Turns out it looks like what you'd cook if it was possible to lay down in your favorite place and sink into it completely, letting it remake you. If you could exist in a view, and then manage to explain what it was like through food. It’s a weird thing, cooking in Michelin-starred kitchens, she says. “It’s all about clean lines, which I do love in some courses, but in others, I like to go almost old-school—more rustic. It was like, clearly, this is your style and preference, so stop trying to be who you used to work for.
“I fought that for the longest time, and was committed to making something as pretentious as possible. Like, everything’s gotta be brunoise. We gotta turn this into a gel and make it pop up into a balloon, and I think a lot of chefs go through that,” she admits. “Like, who is this dish for—you and the guest? Or are you trying to please the bosses in your subconscious? Are you doing it because you want to, or because it’s the way you were trained?”
Back in New York, her creative process was one familiar to most: a rudimentary plating sketch in the pages of a notebook. Arrow marks denoted possibilities for each element—how many different ways could she pull apart cranberry, for example.
“Now, instead of drawing the goddamn cranberry and writing a list of ways to make it not a cranberry, I’ll just go and eat a cranberry,” she says. “The meal might start with something really modern, with things coming out of siphons, but then the next two courses come out of the earth, and so on. I’m lucky that I get to play around with all of that and make it into one meal.”
Someone once described the food at Hiakai as “terrifyingly delicious.” Even in photographs, the description makes sense. One image, of golden brown bread rolls each inlaid with a small fern tendril, crisp and paused mid-unfurl, is arresting for reasons that don’t quite make sense. It looks like a stamp, or a badge, or a simple coat of arms. It’s decorative, but it’s also a declaration, a theme that shows up again and again.

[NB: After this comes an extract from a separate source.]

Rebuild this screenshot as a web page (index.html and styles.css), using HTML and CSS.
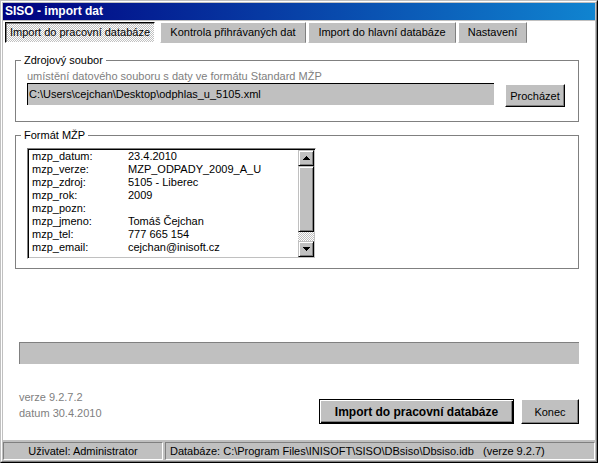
FILE: index.html
```html
<!DOCTYPE html>
<html lang="cs">
<head>
<meta charset="utf-8">
<title>SISO - import dat</title>
<link rel="stylesheet" href="styles.css">
</head>
<body>
<div class="window">
  <div class="frame">
    <div class="titlebar">SISO - import dat</div>
    <div class="body">
      <div class="tabs">
        <div class="tab tab-active t1">Import do pracovní databáze</div>
        <div class="tab t2">Kontrola přihrávaných dat</div>
        <div class="tab t3">Import do hlavní databáze</div>
        <div class="tab t4">Nastavení</div>
      </div>
      <div class="page">
        <fieldset class="group group-source">
          <legend>Zdrojový soubor</legend>
          <div class="hint">umístění datového souboru s daty ve formátu Standard MŽP</div>
          <div class="file-row">
            <div class="field">C:\Users\cejchan\Desktop\odphlas_u_5105.xml</div>
            <button class="btn btn-browse">Procházet</button>
          </div>
        </fieldset>
        <fieldset class="group group-format">
          <legend>Formát MŽP</legend>
          <div class="listbox">
            <div class="list-items">
              <div class="row"><span class="key">mzp_datum:</span><span>23.4.2010</span></div>
              <div class="row"><span class="key">mzp_verze:</span><span>MZP_ODPADY_2009_A_U</span></div>
              <div class="row"><span class="key">mzp_zdroj:</span><span>5105 - Liberec</span></div>
              <div class="row"><span class="key">mzp_rok:</span><span>2009</span></div>
              <div class="row"><span class="key">mzp_pozn:</span><span></span></div>
              <div class="row"><span class="key">mzp_jmeno:</span><span>Tomáš Čejchan</span></div>
              <div class="row"><span class="key">mzp_tel:</span><span>777 665 154</span></div>
              <div class="row"><span class="key">mzp_email:</span><span>cejchan@inisoft.cz</span></div>
            </div>
            <div class="scrollbar">
              <div class="sb-btn">
                <svg width="7" height="4" viewBox="0 0 7 4" shape-rendering="crispEdges"><rect x="3" y="0" width="1" height="1"/><rect x="2" y="1" width="3" height="1"/><rect x="1" y="2" width="5" height="1"/><rect x="0" y="3" width="7" height="1"/></svg>
              </div>
              <div class="sb-thumb"></div>
              <div class="sb-track"></div>
              <div class="sb-btn">
                <svg width="7" height="4" viewBox="0 0 7 4" shape-rendering="crispEdges"><rect x="0" y="0" width="7" height="1"/><rect x="1" y="1" width="5" height="1"/><rect x="2" y="2" width="3" height="1"/><rect x="3" y="3" width="1" height="1"/></svg>
              </div>
            </div>
          </div>
        </fieldset>
        <div class="progress"></div>
        <div class="footer">
          <div class="version">
            <div>verze 9.2.7.2</div>
            <div>datum 30.4.2010</div>
          </div>
          <div class="actions">
            <button class="btn btn-default">Import do pracovní databáze</button>
            <button class="btn btn-close">Konec</button>
          </div>
        </div>
      </div>
    </div>
    <div class="statusbar">
      <div class="panel panel-user">Uživatel: Administrator</div>
      <div class="panel panel-db">Databáze: C:\Program Files\INISOFT\SISO\DBsiso\Dbsiso.idb&nbsp;&nbsp; (verze 9.2.7)</div>
    </div>
  </div>
</div>
</body>
</html>
```
FILE: styles.css
```css
* { box-sizing: border-box; }

body {
  margin: 0;
  font-family: "Liberation Sans", Arial, sans-serif;
  font-size: 11px;
  color: #000;
  background: #fff;
}

.window {
  width: 598px;
  height: 463px;
  border: 1px solid;
  border-color: #c0c0c0 #000 #000 #c0c0c0;
}

.frame {
  height: 100%;
  border: 1px solid;
  border-color: #fff #808080 #808080 #fff;
  padding: 1px;
  background: #c0c0c0;
  display: flex;
  flex-direction: column;
}

.titlebar {
  flex: none;
  height: 17px;
  margin-bottom: 1px;
  padding-left: 2px;
  background: linear-gradient(to right, #000080, #1084d0);
  color: #fff;
  font-weight: bold;
  font-size: 12px;
  line-height: 17px;
  white-space: nowrap;
}

.body {
  flex: 1;
  background: #fff;
  display: flex;
  flex-direction: column;
}

.tabs {
  display: flex;
  height: 21px;
  margin-top: 1px;
  padding-left: 2px;
}

.tab {
  height: 21px;
  line-height: 19px;
  text-align: center;
  white-space: nowrap;
  background: #c0c0c0;
  border: 1px solid;
  border-color: #fff #808080 transparent #fff;
}

.tab-active {
  border-color: #000 #fff #fff #000;
  box-shadow: inset 1px 1px #808080;
  background-color: #fff;
  background-image: conic-gradient(#fff 0 25%, #c0c0c0 0 50%, #fff 0 75%, #c0c0c0 0);
  background-size: 2px 2px;
}

.t1 { width: 150px; margin-right: 5px; }
.t2 { width: 146px; margin-right: 2px; }
.t3 { width: 148px; margin-right: 2px; }
.t4 { width: 69px; }

.page {
  flex: 1;
  padding: 0 16px 0 12px;
  display: flex;
  flex-direction: column;
}

.group {
  margin: 0;
  border: 1px solid #808080;
  padding: 3px 11px 14px 11px;
  min-width: 0;
}

.group legend {
  margin-left: -6px;
  padding: 0 3px;
  line-height: 13px;
}

.group-source { margin-top: 11px; }

.hint {
  color: #808080;
  line-height: 13px;
  white-space: nowrap;
}

.file-row {
  display: flex;
  align-items: flex-start;
}

.field {
  width: 467px;
  height: 22px;
  margin-right: 11px;
  padding-left: 1px;
  line-height: 21px;
  background: #c0c0c0;
  border-top: 1px solid #000;
  border-left: 1px solid #000;
  white-space: nowrap;
}

.btn {
  font-family: inherit;
  font-size: 11px;
  color: #000;
  background: #c0c0c0;
  border: 1px solid;
  border-color: #fff #000 #000 #fff;
  box-shadow: inset -1px -1px #808080;
  padding: 0;
  margin: 0;
  white-space: nowrap;
}

.btn-browse {
  width: 60px;
  height: 23px;
  margin-top: 1px;
}

.group-format {
  margin-top: 7px;
  padding-top: 6px;
  padding-bottom: 9px;
}

.listbox {
  width: 289px;
  height: 111px;
  display: flex;
  border: 1px solid;
  border-color: #808080 #fff #fff #808080;
  box-shadow: inset 1px 1px #000, inset -1px -1px #c0c0c0;
  padding: 1px;
}

.list-items {
  flex: 1;
  padding: 0 0 0 3px;
}

.row {
  display: flex;
  line-height: 13px;
  white-space: nowrap;
}

.key { width: 96px; flex: none; }

.scrollbar {
  width: 16px;
  display: flex;
  flex-direction: column;
}

.sb-btn, .sb-thumb {
  background: #c0c0c0;
  border: 1px solid;
  border-color: #c0c0c0 #000 #000 #c0c0c0;
  box-shadow: inset 1px 1px #fff, inset -1px -1px #808080;
}

.sb-btn {
  height: 16px;
  flex: none;
  display: flex;
  align-items: center;
  justify-content: center;
}

.sb-btn svg { fill: #000; display: block; }

.sb-thumb { height: 66px; flex: none; }

.sb-track {
  flex: 1;
  background-color: #fff;
  background-image: conic-gradient(#fff 0 25%, #c0c0c0 0 50%, #fff 0 75%, #c0c0c0 0);
  background-size: 2px 2px;
}

.progress {
  margin: 73px 0 0 4px;
  height: 22px;
  background: #c0c0c0;
  border-top: 1px solid #808080;
  border-left: 1px solid #808080;
}

.footer {
  display: flex;
  justify-content: space-between;
  align-items: flex-start;
  margin-top: 25px;
}

.version {
  margin-left: 4px;
  color: #808080;
  line-height: 16px;
}

.actions {
  display: flex;
  gap: 7px;
  margin-top: 10px;
}

.btn-default {
  width: 195px;
  height: 25px;
  font-weight: bold;
  font-size: 12px;
  border: 1px solid #000;
  box-shadow: inset 1px 1px #fff, inset -1px -1px #000, inset -2px -2px #808080;
}

.btn-close {
  width: 58px;
  height: 25px;
}

.statusbar {
  flex: none;
  height: 20px;
  padding-top: 2px;
  display: flex;
  gap: 2px;
}

.panel {
  height: 18px;
  line-height: 16px;
  border: 1px solid;
  border-color: #808080 #fff #fff #808080;
  white-space: nowrap;
}

.panel-user {
  width: 160px;
  text-align: center;
}

.panel-db {
  flex: 1;
  padding-left: 4px;
}
```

Foraged ingredients are always in danger of losing their impact once they’re contained in a dish. It’s not enough to simply present it as evidence of your thoughtful terroir; you must also evoke the feeling of its environment. You have to make the earth breathe on the plate. Fiso seems to do this so well it could feasibly be described as “terrifying”— it hints at a broader transformative power of food. It can show you who you are.
“We’re taught all about American history and British history in school,” Fiso says. “We’re taught the basics. So the guests are mainly Kiwis looking to learn more about their own country and connect with the land and have a dining experience. I love that.”
Fiso and her team just wrapped the last dinner of the season along the Whanganui river—the first to be legally declared a human being. Prior to the arrival of the Brits, the banks of the Whanganui made up the most densely populated region in New Zealand, thanks to its generous microclimates and versatile food sources. It’s where most Māori lived, and where most of Fiso’s flavors originated. Guests arrived by jet boat, camped on-site, and returned home by canoe.
“When you go along the river, it’s almost Jurassic, like it hasn’t been touched,” she says. “Two weeks ago, we were doing dinner up on this hill overlooking rapids. Then the mist rolled in, and we were in the middle of a cloud. It makes you think back 200 years, and appreciate your country on another level.”
Hiakai is an effort to change some of the stereotypes around the Māori, particularly the image of “a bunch of savages running around in the bush,” she explains. It's partly a reaction to her own experiences as a child of a Māori mother and a Samoan father. “To me, what’s important about doing these dinners is giving people a different perspective. Exploring these different aspects of history, understanding beyond ‘us’ and ‘them.’ We all live here. We’re one nation now, and the way to make it better is to understand each other.”
“My entire career plan was: get a Michelin star. I thought the way to do that was to make myself as white as possible,” she admits. “I didn’t think I’d ever be in a position where I’d be cooking this kind of food. I’m only 30, and it feels like it’s all going too fast. I never understand when people aren’t aware that this is all going to end someday. What if you haven’t done anything or made any sort of impact or improved anybody’s life?”
Maybe that’s why guests get a little weepy over a kanga wai (fermented corn) crème anglaise, or a kawakawa (a quintessential Māori herb known as bush basil) berry shrub alongside fresh snapper, or a horopito (a zingy leaf also known as Peppertree) salted caramel. It’s evidence that we last, well beyond a world we can imagine. We forget that looking at the stars, or at a person’s real face and not a digital version of it, feels good. We forget to enjoy our mortality.
In the end, Fiso came home to herself. Her food is a direct map of how to do the same.
“Pliers. Galvanized wire. Fire-proof gloves.
There’s so much about outdoor cooking you don’t realize until you’re in the thick of it. The wire is one of those things that always comes in handy, for hanging eels and different things. I constantly have one spool in my backpack and one on the truck—you never know. And shovels, and picks, I always need those really badly. We’re not going to be able to do a hāngi without those.
It’s funny because, at the same time, I can’t do service without my tweezers! There are still a lot of dainty things going on, even if they are being pulled up from the dirt. I’ll have all these hard-core things, but I’ll still need those damn tweezers when it comes time to plate different courses.”